Stored dataset items
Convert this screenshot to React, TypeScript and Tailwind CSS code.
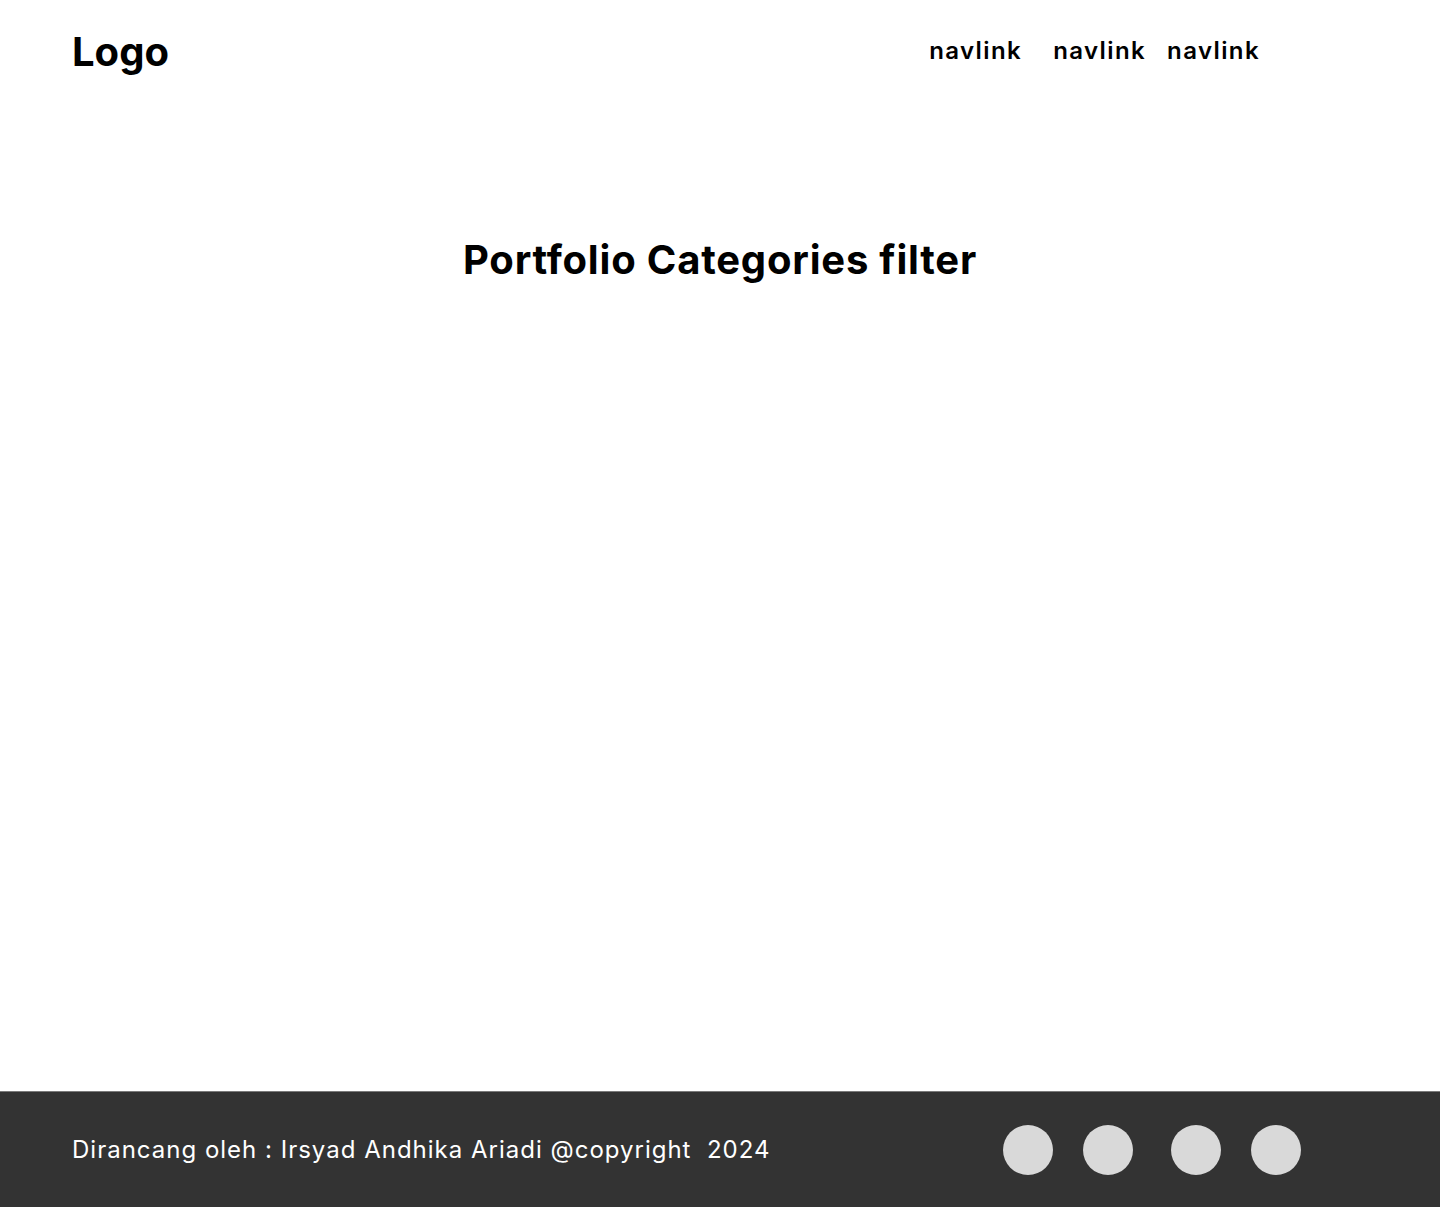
const navLinks = [
  { label: "navlink", gap: "mr-[31px]" },
  { label: "navlink", gap: "mr-[21px]" },
  { label: "navlink", gap: "" },
];

const socials = ["ml-0", "ml-[30px]", "ml-[38px]", "ml-[30px]"];

const App: React.FC = () => {
  return (
    <div className="min-h-screen flex flex-col bg-white font-['Inter',sans-serif] text-black">
      {/* Header */}
      <header className="flex items-start justify-between px-[72px] pt-[26px]">
        <a href="#" className="text-[40px] leading-[52px] font-bold">
          Logo
        </a>
        <nav className="flex items-center pr-[108px] pt-[9px]">
          {navLinks.map((link, i) => (
            <a key={i} href="#" className={`text-[24px] leading-[32px] font-semibold tracking-[1.4px] ${link.gap}`}>
              {link.label}
            </a>
          ))}
        </nav>
      </header>

      {/* Main */}
      <main className="flex-1 pt-[154px]">
        <h1 className="text-center text-[40px] leading-[56px] font-bold tracking-[0.8px]">Portfolio Categories filter</h1>
      </main>

      {/* Footer */}
      <footer className="h-[116px] bg-[#333333] border-t border-[#7a7a7a] flex items-center justify-between px-[72px]">
        <p className="text-white text-[24px] leading-[32px] tracking-[1px]">Dirancang oleh : Irsyad Andhika Ariadi @copyright&nbsp; 2024</p>
        <div className="flex items-center pr-[67px]">
          {socials.map((ml, i) => (
            <a key={i} href="#" className={`w-[50px] h-[50px] rounded-full bg-[#d9d9d9] ${ml}`}></a>
          ))}
        </div>
      </footer>
    </div>
  );
};

export default App;
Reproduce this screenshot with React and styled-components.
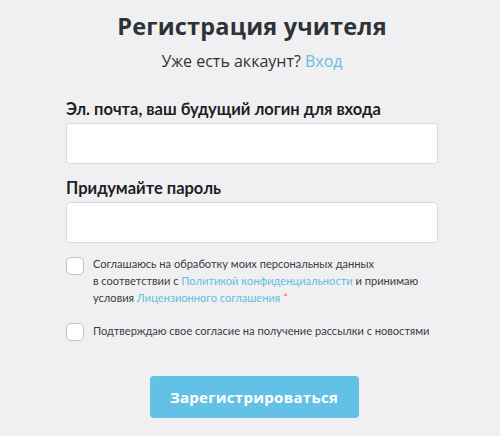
import React from "react";
import styled, { createGlobalStyle } from "styled-components";

const Global = createGlobalStyle`
  html, body { margin: 0; padding: 0; background: #f0f0f2; }
  body { font-family: "Open Sans", sans-serif; }
  * { box-sizing: border-box; }
`;

const Page = styled.div`
  width: 500px;
  height: 436px;
  padding: 10px 0 0 66px;
  background: #f0f0f2;
`;

const Form = styled.form`
  width: 372px;
  display: flex;
  flex-direction: column;
`;

const Title = styled.h1`
  margin: 0;
  text-align: center;
  font-family: "Open Sans", sans-serif;
  font-weight: 700;
  font-size: 23.5px;
  line-height: 32px;
  color: #2f3236;
  letter-spacing: 0.2px;
`;

const Sub = styled.p`
  margin: 8px 0 0;
  text-align: center;
  font-family: "Open Sans", sans-serif;
  font-size: 16px;
  line-height: 22px;
  color: #333;
`;

const Link = styled.a`
  color: #62bfe0;
  text-decoration: none;
`;

const Field = styled.div`
  display: flex;
  flex-direction: column;
  margin-top: ${(p) => p.$mt}px;
`;

const Label = styled.label`
  font-family: "Lato", sans-serif;
  font-weight: 700;
  font-size: 16.5px;
  line-height: 22px;
  color: #1d1f22;
  margin-bottom: 3px;
`;

const Input = styled.input`
  height: 41px;
  width: 100%;
  background: #fff;
  border: 1px solid #d9dadd;
  border-radius: 4px;
  outline: none;
`;

const CheckRow = styled.label`
  display: flex;
  align-items: flex-start;
  gap: 9px;
  margin-top: ${(p) => p.$mt}px;
`;

const Box = styled.span`
  flex: none;
  width: 18px;
  height: 18px;
  border: 1px solid #bfc1c5;
  border-radius: 5px;
  background: #fff;
  margin-top: ${(p) => p.$mt}px;
`;

const CheckText = styled.span`
  font-family: "Lato", sans-serif;
  font-size: 11.1px;
  line-height: 16.8px;
  color: #3a3c40;
  white-space: nowrap;
`;

const Star = styled.span`
  color: #ef6f6f;
`;

const Button = styled.button`
  align-self: center;
  margin-top: 35px;
  margin-left: 4px;
  width: 209px;
  height: 42px;
  border: none;
  border-radius: 4px;
  background: #63c1e6;
  color: #fff;
  font-family: "Open Sans", sans-serif;
  font-weight: 700;
  font-size: 15px;
  letter-spacing: 0.3px;
`;

export default function App() {
  return (
    <>
      <Global />
      <Page>
        <Form onSubmit={(e) => e.preventDefault()}>
          <Title>Регистрация учителя</Title>
          <Sub>
            Уже есть аккаунт? <Link href="#">Вход</Link>
          </Sub>
          <Field $mt={26}>
            <Label>Эл. почта, ваш будущий логин для входа</Label>
            <Input type="email" />
          </Field>
          <Field $mt={13}>
            <Label>Придумайте пароль</Label>
            <Input type="password" />
          </Field>
          <CheckRow $mt={13}>
            <Box $mt={1} />
            <CheckText>
              Соглашаюсь на обработку моих персональных данных
              <br />в соответствии с <Link href="#">Политикой конфиденциальности</Link> и принимаю
              <br />условия <Link href="#">Лицензионного соглашения</Link> <Star>*</Star>
            </CheckText>
          </CheckRow>
          <CheckRow $mt={17}>
            <Box $mt={0} />
            <CheckText>Подтверждаю свое согласие на получение рассылки с новостями</CheckText>
          </CheckRow>
          <Button type="submit">Зарегистрироваться</Button>
        </Form>
      </Page>
    </>
  );
}
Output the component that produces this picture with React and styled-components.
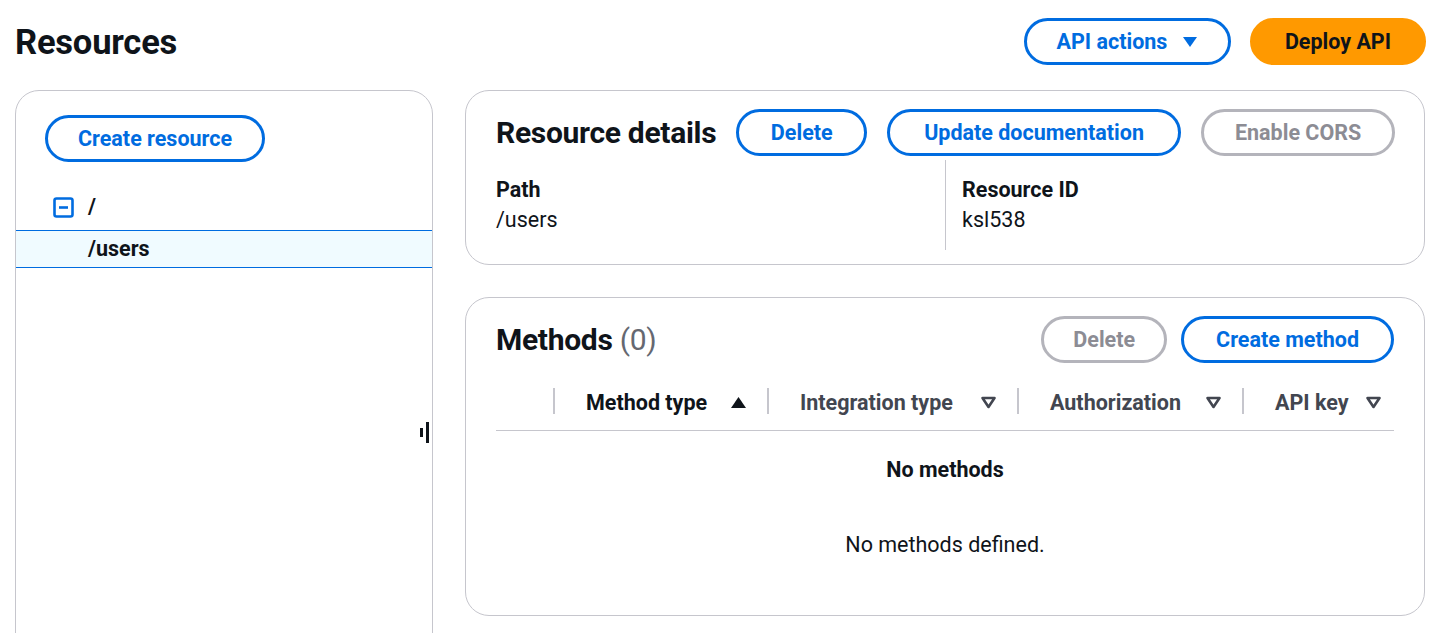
import React from 'react';
import styled, { createGlobalStyle } from 'styled-components';

const GlobalStyle = createGlobalStyle`
  html, body {
    margin: 0;
    padding: 0;
    background: #ffffff;
    overflow: hidden;
  }
  body {
    font-family: Roboto, "Liberation Sans", sans-serif;
    font-size: 21.5px;
    line-height: 30px;
    color: #0f141a;
  }
`;

const Page = styled.div`
  padding: 18px 9px 0 15px;
  height: 633px;
  box-sizing: border-box;
  overflow: hidden;
`;

const TopBar = styled.header`
  display: flex;
  align-items: center;
  justify-content: space-between;
  height: 47px;
`;

const PageTitle = styled.h1`
  margin: 0;
  font-size: 34.5px;
  font-weight: 700;
  letter-spacing: -0.2px;
`;

const Actions = styled.div`
  display: flex;
  gap: 19px;
  margin-right: -1px;
`;

const Button = styled.button`
  display: inline-flex;
  align-items: center;
  justify-content: center;
  gap: 15px;
  flex-shrink: 0;
  box-sizing: border-box;
  height: 47px;
  padding: 6px ${(p) => p.$px || 30}px;
  border-radius: 24px;
  border: 3px solid ${(p) => (p.$disabled ? '#b4b4bb' : p.$primary ? '#ff9900' : '#006ce0')};
  background: ${(p) => (p.$primary ? '#ff9900' : '#ffffff')};
  color: ${(p) => (p.$disabled ? '#8c8c94' : p.$primary ? '#0f141a' : '#006ce0')};
  font-family: inherit;
  font-size: 21.5px;
  font-weight: 700;
  line-height: 29px;
  white-space: nowrap;
  cursor: ${(p) => (p.$disabled ? 'default' : 'pointer')};
`;

const Layout = styled.main`
  display: grid;
  grid-template-columns: 418px minmax(0, 1fr);
  gap: 32px;
  margin-top: 25px;
`;

const SidePanel = styled.aside`
  position: relative;
  box-sizing: border-box;
  min-height: 600px;
  border: 1px solid #c6c6cd;
  border-radius: 24px 24px 0 0;
  padding-top: 24px;
`;

const PanelButtonArea = styled.div`
  padding-left: 29px;
`;

const Tree = styled.ul`
  list-style: none;
  margin: 26px 0 0;
  padding: 0;
  display: flex;
  flex-direction: column;
  gap: 4px;
`;

const TreeRow = styled.li`
  display: flex;
  align-items: center;
  gap: 14px;
  box-sizing: border-box;
  height: 38px;
  padding-left: ${(p) => p.$indent}px;
  border-top: 1px solid ${(p) => (p.$selected ? '#006ce0' : 'transparent')};
  border-bottom: 1px solid ${(p) => (p.$selected ? '#006ce0' : 'transparent')};
  background: ${(p) => (p.$selected ? '#f0fbff' : 'transparent')};
  font-weight: 700;
`;

const ResizeHandle = styled.div`
  position: absolute;
  top: 331px;
  right: 3px;
  display: flex;
  align-items: center;
  gap: 3px;
  height: 21px;

  span {
    display: block;
    width: 3px;
    background: #0f141a;
  }
  span:first-child {
    height: 9px;
  }
  span:last-child {
    height: 21px;
  }
`;

const Column = styled.div`
  display: flex;
  flex-direction: column;
  gap: 32px;
  min-width: 0;
`;

const Card = styled.section`
  box-sizing: border-box;
  border: 1px solid #c6c6cd;
  border-radius: 24px;
  padding: 18px 30px ${(p) => p.$pb || 14}px;
`;

const CardHeader = styled.div`
  display: flex;
  align-items: center;
  gap: ${(p) => p.$gap || 20}px;
  height: 47px;
`;

const CardTitle = styled.h2`
  margin: 0;
  font-size: 30px;
  font-weight: 700;
  line-height: 40px;
  letter-spacing: -0.3px;
  white-space: nowrap;
  margin-right: ${(p) => (p.$grow ? 'auto' : '0')};

  span {
    font-weight: 400;
    color: #656871;
  }
`;

const KeyValues = styled.div`
  display: grid;
  grid-template-columns: 1fr 1fr;
  margin-top: 4px;
`;

const KeyValue = styled.div`
  padding: 15px 0 15px ${(p) => (p.$divided ? 16 : 0)}px;
  border-left: ${(p) => (p.$divided ? '1px solid #c6c6cd' : 'none')};
`;

const Label = styled.div`
  font-weight: 700;
`;

const Table = styled.div`
  margin-top: 9px;
`;

const HeaderRow = styled.div`
  display: grid;
  grid-template-columns: 57px 214px 250px 225px 1fr;
  height: 58px;
  border-bottom: 1px solid #c6c6cd;
`;

const HeaderCell = styled.div`
  position: relative;
  display: flex;
  align-items: center;
  justify-content: space-between;
  padding: 3px ${(p) => (p.$last ? 12 : 20)}px 0 33px;
  font-weight: 700;
  color: ${(p) => (p.$sorted ? '#0f141a' : '#424650')};

  &::before {
    content: '';
    position: absolute;
    left: 0;
    top: 16px;
    width: 2px;
    height: 26px;
    background: #c6c6cd;
  }
`;

const EmptyState = styled.div`
  display: flex;
  flex-direction: column;
  align-items: center;
  gap: 45px;
  padding: 24px 0 32px;
`;

const EmptyTitle = styled.div`
  font-weight: 700;
`;

const CaretDown = () => (
  <svg width="16" height="12" viewBox="0 0 16 12">
    <path d="M1 1h14L8 11z" fill="currentColor" />
  </svg>
);

const SortUp = () => (
  <svg width="17" height="13" viewBox="0 0 17 13">
    <path d="M8.5 1L16 12H1z" fill="#0f141a" />
  </svg>
);

const SortDown = () => (
  <svg width="17" height="13" viewBox="0 0 17 13">
    <path d="M2.5 2h12L8.5 11z" fill="none" stroke="#424650" strokeWidth="2.6" strokeLinejoin="round" />
  </svg>
);

const CollapseIcon = () => (
  <svg width="21" height="21" viewBox="0 0 21 21">
    <rect x="1.5" y="1.5" width="18" height="18" rx="2" fill="none" stroke="#006ce0" strokeWidth="2.6" />
    <path d="M6 10.5h9" stroke="#006ce0" strokeWidth="2.6" />
  </svg>
);

const columns = [
  { name: 'Method type', sorted: true },
  { name: 'Integration type' },
  { name: 'Authorization' },
  { name: 'API key', last: true },
];

const App = () => {
  return (
    <>
      <GlobalStyle />
      <Page>
        <TopBar>
          <PageTitle>Resources</PageTitle>
          <Actions>
            <Button $px={29.5}>
              API actions <CaretDown />
            </Button>
            <Button $primary $px={32}>Deploy API</Button>
          </Actions>
        </TopBar>

        <Layout>
          <SidePanel>
            <PanelButtonArea>
              <Button>Create resource</Button>
            </PanelButtonArea>
            <Tree>
              <TreeRow $indent={37}>
                <CollapseIcon />/
              </TreeRow>
              <TreeRow $indent={72} $selected>
                /users
              </TreeRow>
            </Tree>
            <ResizeHandle>
              <span />
              <span />
            </ResizeHandle>
          </SidePanel>

          <Column>
            <Card>
              <CardHeader>
                <CardTitle>Resource details</CardTitle>
                <Button $px={31.5}>Delete</Button>
                <Button $px={34}>Update documentation</Button>
                <Button $disabled $px={31}>Enable CORS</Button>
              </CardHeader>
              <KeyValues>
                <KeyValue>
                  <Label>Path</Label>
                  <div>/users</div>
                </KeyValue>
                <KeyValue $divided>
                  <Label>Resource ID</Label>
                  <div>ksl538</div>
                </KeyValue>
              </KeyValues>
            </Card>

            <Card $pb={23}>
              <CardHeader $gap={14}>
                <CardTitle $grow>
                  Methods <span>(0)</span>
                </CardTitle>
                <Button $disabled $px={29}>Delete</Button>
                <Button $px={32}>Create method</Button>
              </CardHeader>
              <Table>
                <HeaderRow>
                  <div />
                  {columns.map((col) => (
                    <HeaderCell key={col.name} $sorted={col.sorted} $last={col.last}>
                      {col.name}
                      {col.sorted ? <SortUp /> : <SortDown />}
                    </HeaderCell>
                  ))}
                </HeaderRow>
                <EmptyState>
                  <EmptyTitle>No methods</EmptyTitle>
                  <div>No methods defined.</div>
                </EmptyState>
              </Table>
            </Card>
          </Column>
        </Layout>
      </Page>
    </>
  );
};

export default App;
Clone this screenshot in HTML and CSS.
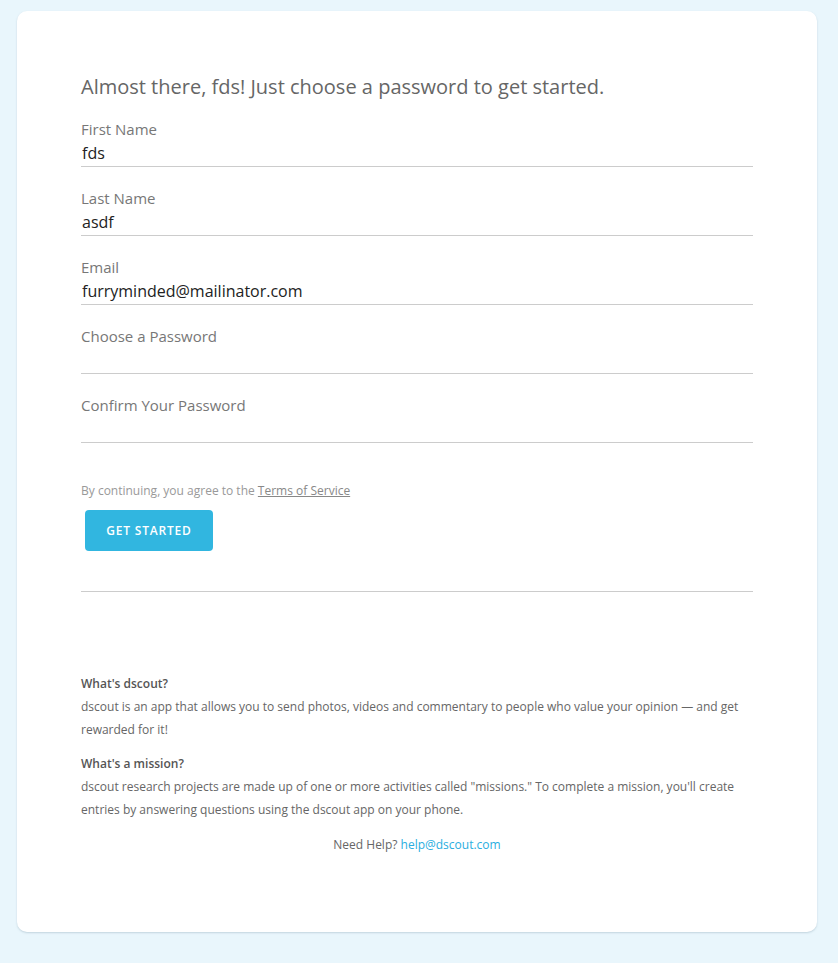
FILE: index.html
```html
<!DOCTYPE html>
<html>
<head>
<meta charset="utf-8">
<title>dscout - Get Started</title>
<link rel="stylesheet" href="styles.css">
</head>
<body>
<div class="card">
	<h1 class="title">Almost there, fds! Just choose a password to get started.</h1>
	<form class="signup">
		<div class="field">
			<label for="first">First Name</label>
			<input id="first" type="text" value="fds">
		</div>
		<div class="field">
			<label for="last">Last Name</label>
			<input id="last" type="text" value="asdf">
		</div>
		<div class="field">
			<label for="email">Email</label>
			<input id="email" type="text" value="furryminded@mailinator.com">
		</div>
		<div class="field">
			<label for="pass">Choose a Password</label>
			<input id="pass" type="password">
		</div>
		<div class="field">
			<label for="pass2">Confirm Your Password</label>
			<input id="pass2" type="password">
		</div>
		<p class="terms">By continuing, you agree to the <a href="#">Terms of Service</a></p>
		<button type="button" class="btn">GET STARTED</button>
	</form>
	<div class="faq">
		<h4>What's dscout?</h4>
		<p>dscout is an app that allows you to send photos, videos and commentary to people who value your opinion &mdash; and get rewarded for it!</p>
		<h4 class="second">What's a mission?</h4>
		<p>dscout research projects are made up of one or more activities called "missions." To complete a mission, you'll create entries by answering questions using the dscout app on your phone.</p>
		<div class="help">Need Help? <a href="#">help@dscout.com</a></div>
	</div>
</div>
</body>
</html>
```

FILE: styles.css
```css
body {
	margin: 0;
	padding: 11px 0 40px 17px;
	background-color: #e9f6fc;
	font-family: "Open Sans", "Noto Sans", sans-serif;
	color: #666;
}

.card {
	width: 800px;
	box-sizing: border-box;
	padding: 64px 64px 76px 64px;
	background-color: #fff;
	border-radius: 10px;
	box-shadow: 0 1px 2px rgba(120, 150, 165, 0.35);
}

.title {
	margin: 0;
	font-size: 20px;
	font-weight: 400;
	line-height: 23px;
	color: #666;
}

.signup {
	border-bottom: 1px solid #ccc;
	padding-bottom: 40px;
}

.field {
	margin-top: 20px;
	border-bottom: 1px solid #ccc;
}

.field label {
	display: block;
	font-size: 15px;
	line-height: 22px;
	color: #777;
}

.field input {
	display: block;
	width: 100%;
	height: 26px;
	box-sizing: border-box;
	margin: 0;
	padding: 0 1px;
	border: none;
	outline: none;
	background: transparent;
	font-family: "Open Sans", "Noto Sans", sans-serif;
	font-size: 16px;
	color: #222;
}

.terms {
	margin: 39px 0 10px 0;
	font-size: 12px;
	line-height: 18px;
	color: #999;
}

.terms a {
	color: #888;
	text-decoration: underline;
}

.btn {
	margin-left: 4px;
	width: 128px;
	height: 41px;
	border: none;
	border-radius: 4px;
	background-color: #31b6e0;
	color: #fff;
	font-family: "Open Sans", "Noto Sans", sans-serif;
	font-size: 12px;
	font-weight: 600;
	letter-spacing: 0.8px;
}

.faq {
	margin-top: 80px;
	font-size: 12px;
	line-height: 23px;
	color: #666;
}

.faq h4 {
	margin: 0;
	font-size: 12px;
	font-weight: 600;
	color: #555;
}

.faq h4.second {
	margin-top: 11px;
}

.faq p {
	margin: 0;
}

.help {
	margin-top: 12px;
	text-align: center;
}

.help a {
	color: #2aaee0;
	text-decoration: none;
}
```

• [To do] Scan the data above; copy every line where "React" appears.

• [The output]
Convert this screenshot to React, TypeScript and Tailwind CSS code.
const App: React.FC = () => {
Reproduce this screenshot with React and styled-components.
import React from "react";
Output the component that produces this picture with React and styled-components.
import React from 'react';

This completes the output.